This post is an excerpt from the book, The Life and Times of Warren Webster, by Warren Webster, Jr.
My grandmother’s maiden name was Sarah Holmes Thorn. She was a farmer’s daughter and both she and my grandfather were born in New Jersey. They had six children—Elwood S., A. Spencer, Laura, Warren (my father), Theodore L., and Hannah L. In 1869, when my father was six years old, the family moved across the Delaware to Woodbury, N. J. There they lived for about seven years, my father attending the public schools.
Of his childhood at Woodbury my father had many tales to recount, but the one I like best was about his earning his first money. It illustrates in a practical way the old saying that “the boy is father to the man.”
“I earned my first money,” he would say, “when I was ten or eleven years old. I had a mighty hard time doing it, too, but it was really my own fault. One day I heard a farmer-friend tell my father that he had a batch of sweet-potato vines which he wanted to plant right away, but that owing to the labor-shortage he could get no help. I asked if it were work that I could do and the farmer said it was. Accordingly, I went with him to his farm to spend the night and the next morning we went out to plant the vines. Not having much idea of the working conditions, I had worn a pair of new shoes, which I prized a good deal. I soon found that the sand and mud were playing havoc with my shoes. I accordingly took them off, placed them carefully under a bush and started working in my bare feet.
“Pretty soon the sun began to warm the sand and, as the day wore on, it became so hot that I couldn’t stand in one spot for more than a few seconds. So, there was I—moving around to keep my feet from blistering and determined to plant those vines without damaging my new shoes in doing so. I had a deuce of a time, but I stuck it out—and got 50¢, my first money, for the job.
“Soon after that I did a day’s work for another farmer, Mr. Soley, for 35¢, and he paid me off with a 25¢ and 10¢ note.”
My father kept these notes and later gave them to my mother and they have become something of a family heirloom.
It was in 1875 and Warren Webster was still living at Woodbury when he encountered his famous “bootblack story” which was to be associated with him all his life much as “Casey at the Bat” became identified with DeWoIfe Hopper.

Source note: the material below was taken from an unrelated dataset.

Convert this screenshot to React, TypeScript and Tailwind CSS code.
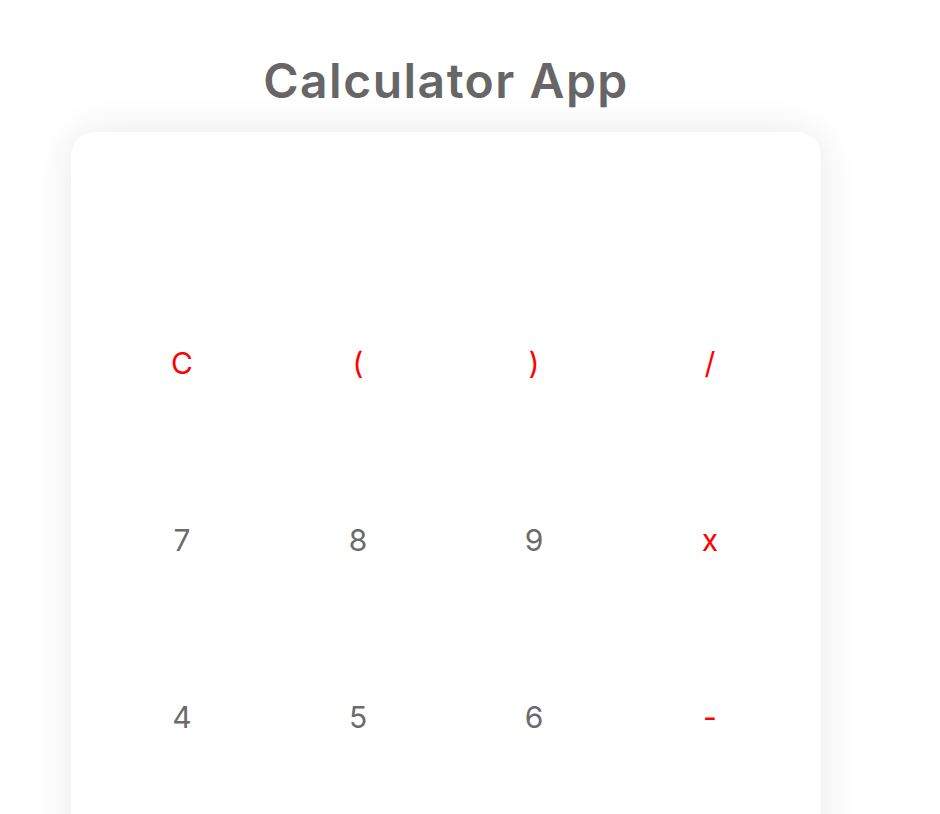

And it came about in this way. His brother Elwood returned from New York with a most unusual business-card. On this card a New York bootblack painted such a glowing picture of the pleasures and advantages of having one’s shoes shined, that his business had grown by leaps and bounds until he was then operating chairs for twenty-four persons. My father memorized the advertisement and returned the card to his brother. The only time he ever wrote down its contents was the copy he gave me, but in the years since 1875 he quoted its contents hundreds of times—at meetings, in conversations and, regularly, at the request of the employees, at every Christmas entertainment at the Webster factory. I learned it by heart, myself, when a youngster-—just from hearing my father repeat it. Concerning this story, my father said:
“I have had a lot of fun with the bootblack story. I gave it one night at a meeting at which Senator Simmons, of Buffalo, was present. Senator Simmons wanted me to write it down for him. I told him to get a stenographer so I could dictate to her—as I couldn’t stop and lose the thought. He never did get the written story.”
At another time, at an advertising assembly in Atlantic City, they called on Warren Webster, and he said:
“I don’t know of any particular thing that helps business so much as being able to advertise in such a way that people know exactly what they are going to get. Make clear the advantages of what you are going to sell. There was a bootblack in New York who made a fortune because he knew how to advertise his business. Here is what his business-card said: ‘Pedal teguments artistically illuminated and lubricated for the infinitesimal remuneration of five cents per operation. Antiquated teguments, pedal or super-pedal, executed judiciously for nominal compensation. Of the innumerable foretastes of heaven enjoyed by every patron, I would simply state that from the eventuation of the operation even to its ultimate successful completion, the patient reclines upon cushions which a sybarite might envy, in a superlatively luxurious attitude, inhaling the life-giving ozone for which my studio is far renowned and gazing enraptured upon the kaleidoscopic landscape which lies beneath. Irrefutable evidence of the veracity of the foregoing statements will be promptly proven by applying to Professor Bismarck, 143 Boreal Building, New York City. Shine, 5¢.’ “
This is the first time this story has been given in print since 1875.